Michael Krigsman: Do you have any sense of the timeframes required for this kind of technology? I really should say, set of technologies, to be more widely adopted and to have a broader impact?

We're rolling out right now with our open beta, focusing on a lot of the universities right now to actually go break the tools and use it. Those kids are really excited in the schools. They're saying, "Wait. What I love to do with gaming, I'm tying together with my engineering, and we're all playing." It starts to become fun to engineer, design, and build.

We're excited about that, and so you'll see a significant rollout. In the next few years, this is going to scale up, but it's here.

Michael Krigsman: Any final thoughts on all of this and especially on the impact on manufacturing, creating opportunities, and the future of work, as you were describing?
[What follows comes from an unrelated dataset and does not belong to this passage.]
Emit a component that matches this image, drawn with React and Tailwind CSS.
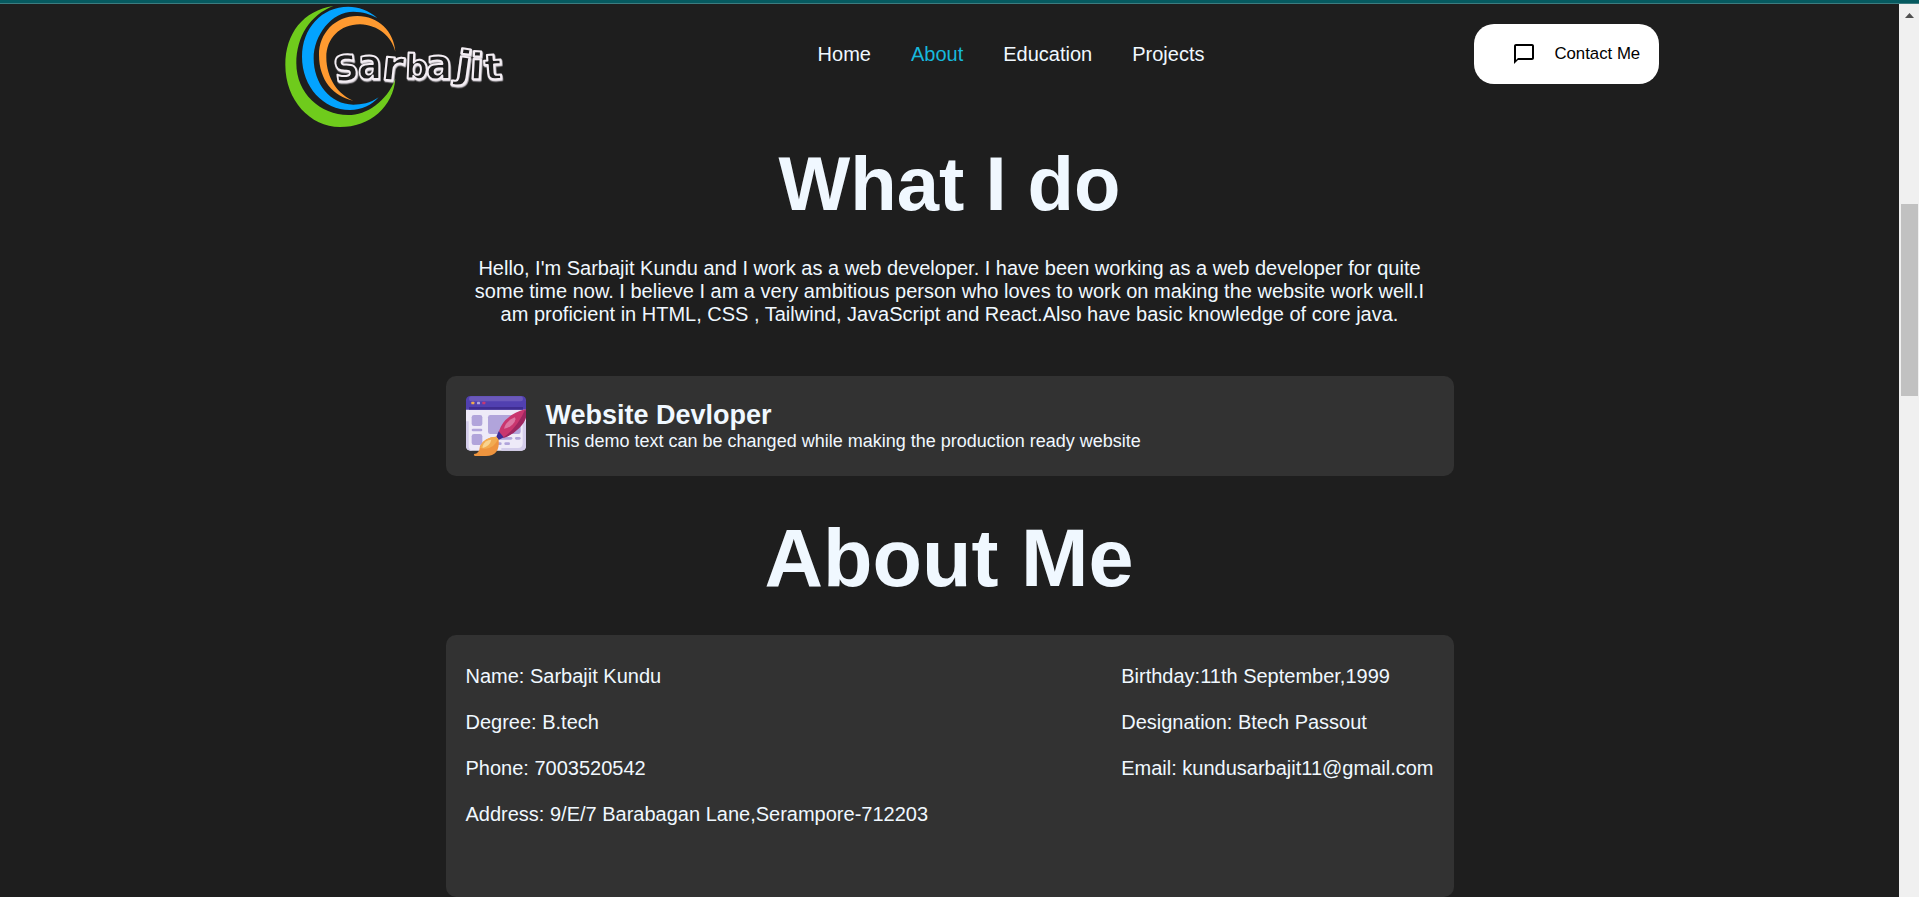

That's the most significant thing is that we're actually kicking down the barriers of entry for the next generation to be able to do whatever they want on an industrial scale. Before, if you say three kids in the garage start a social network, you're like, "Oh, okay. Yeah, Amazon Web Services. We saw that movie," right?

If you say three kids in a garage start a car company, "Eh," but we're saying that's going to actually become a reality. That's what's most exciting to us is the fact that we're going to give kids opportunity.

Michael Krigsman: Before we go, I just have to ask you for advice to younger people that are hearing this or hearing about these technologies. How can they get involved? What's the pathway for them?

The term Industry 4.0 is kicked around a lot, but we said, "How do you even get on the 4.0 highway?" Well, you're going to get in through open gaming worlds. The message is, believe the impossible is going to be possible and don't limit yourself with what you think you can achieve.